El Salvador’s charismatic young president Nayib Bukele has succeeded in achieving what seemed for many Salvadorans unattainable: freeing the country from two decades of extortion and violence at the hands of the gangs: Mara Salvatrucha and Barrio-18.  The country’s homicide rate has fallen from more than 100 per 100,000 to 7.8 per 100,000 last year, one of the lowest in the region.  Small shops no longer have to pay extortion.  Fear of being in public spaces has fallen, and public life has returned to Salvadoran towns.

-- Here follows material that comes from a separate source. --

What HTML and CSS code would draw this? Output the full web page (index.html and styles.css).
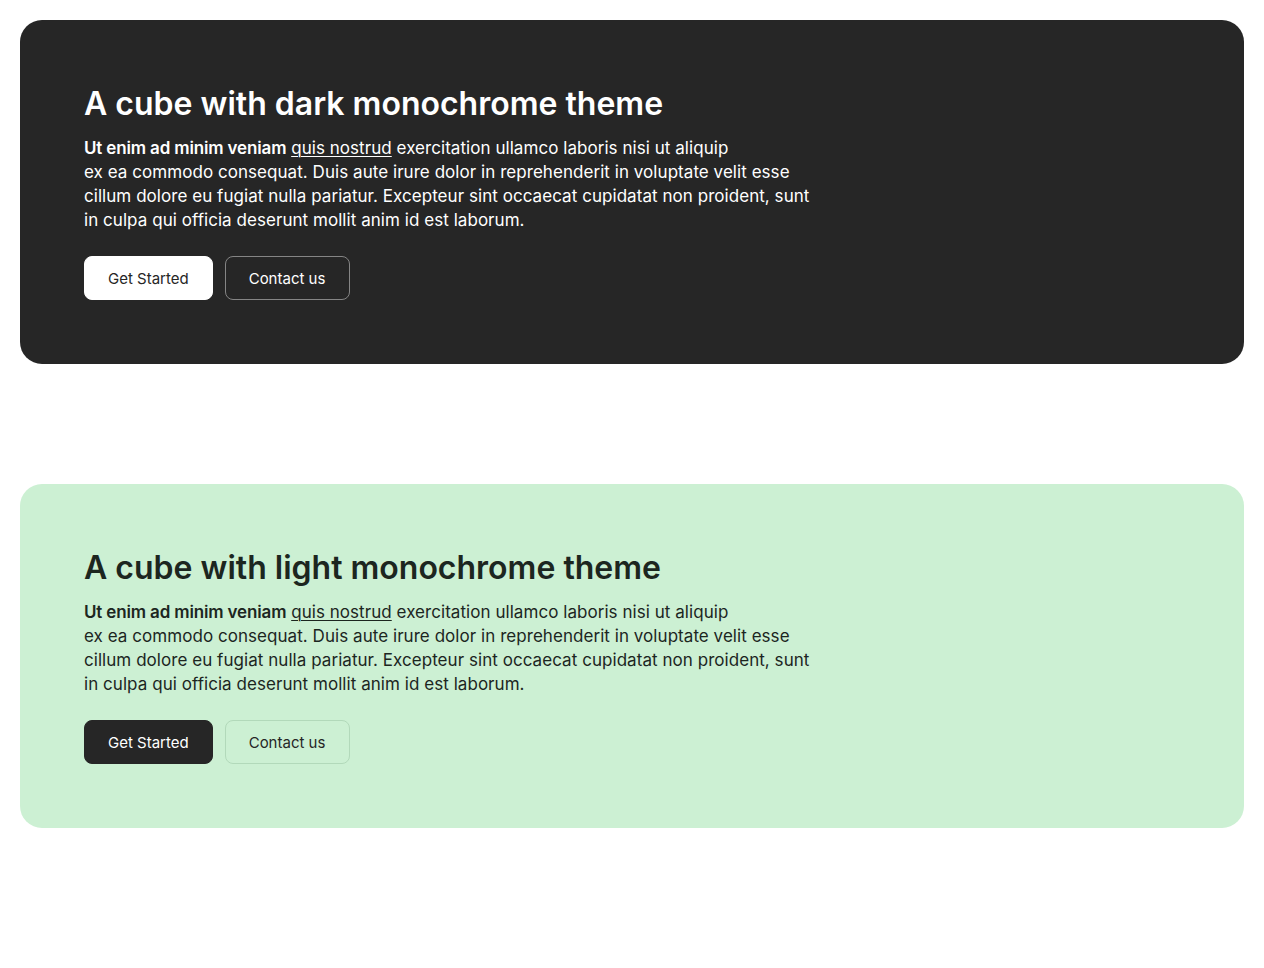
FILE: index.html
```html
<!DOCTYPE html>
<html lang="en">
<head>
<meta charset="utf-8">
<title>Cubes</title>
<link rel="stylesheet" href="styles.css">
</head>
<body>
<main class="page">
  <section class="cube cube-dark">
    <h1 class="cube-title">A cube with dark monochrome theme</h1>
    <p class="cube-text"><strong>Ut enim ad minim veniam</strong> <a href="#">quis nostrud</a> exercitation ullamco laboris nisi ut aliquip<br>ex ea commodo consequat. Duis aute irure dolor in reprehenderit in voluptate velit esse<br>cillum dolore eu fugiat nulla pariatur. Excepteur sint occaecat cupidatat non proident, sunt<br>in culpa qui officia deserunt mollit anim id est laborum.</p>
    <div class="actions">
      <button class="btn btn-primary">Get Started</button>
      <button class="btn btn-secondary">Contact us</button>
    </div>
  </section>
  <section class="cube cube-light">
    <h1 class="cube-title">A cube with light monochrome theme</h1>
    <p class="cube-text"><strong>Ut enim ad minim veniam</strong> <a href="#">quis nostrud</a> exercitation ullamco laboris nisi ut aliquip<br>ex ea commodo consequat. Duis aute irure dolor in reprehenderit in voluptate velit esse<br>cillum dolore eu fugiat nulla pariatur. Excepteur sint occaecat cupidatat non proident, sunt<br>in culpa qui officia deserunt mollit anim id est laborum.</p>
    <div class="actions">
      <button class="btn btn-primary">Get Started</button>
      <button class="btn btn-secondary">Contact us</button>
    </div>
  </section>
</main>
</body>
</html>
```
FILE: styles.css
```css
* { box-sizing: border-box; }
html, body { margin: 0; padding: 0; background: #fff; }
body { font-family: Inter, "Noto Sans", sans-serif; }
.page {
  padding: 20px;
  display: flex;
  flex-direction: column;
  gap: 120px;
}
.cube {
  border-radius: 22px;
  padding: 64px;
  min-height: 344px;
}
.cube-title {
  margin: 0;
  font-size: 32px;
  line-height: 40px;
  font-weight: 600;
}
.cube-text {
  margin: 12px 0 0;
  font-size: 17px;
  line-height: 24px;
  letter-spacing: 0.05px;
  white-space: nowrap;
}
.cube-text strong { font-weight: 600; letter-spacing: -0.15px; }
.cube-text a { color: inherit; text-decoration: underline; text-underline-offset: 2px; text-decoration-thickness: 1px; }
.actions {
  margin-top: 24px;
  display: flex;
  gap: 12px;
}
.btn {
  font-family: inherit;
  font-size: 15px;
  height: 44px;
  padding: 0 23px;
  border-radius: 8px;
  border: 1px solid transparent;
  cursor: pointer;
}
.cube-dark { background: #262626; color: #fff; }
.cube-dark .btn-primary { background: #fff; color: #262626; border-color: #fff; }
.cube-dark .btn-secondary { background: transparent; color: #fff; border-color: #858585; padding: 0 24px 0 23px; }
.cube-light { background: #ccf0d3; color: #1c261f; }
.cube-light .btn-primary { background: #262626; color: #fff; border-color: #262626; }
.cube-light .btn-secondary { background: transparent; color: #262626; border-color: #b2d9ba; padding: 0 24px 0 23px; }
```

Bukele has achieved these astonishing results by using a political supermajority to run roughshod over democratic procedures and human rights protections in the country.  El Salvador had become disillusioned by decades of corruption, violence and insecurity, and the failure of democratically elected governments to address the problems afflicting citizens.  In March 2021, they gave Bukele’s “New Ideas” party and its allies an overwhelming majority of 61 of 84 seats in El Salvador’s National Assembly.  Bukele has used that legislative power to weed out opponents and install his loyalists in the judicial system that enforces the laws and interprets the constitution.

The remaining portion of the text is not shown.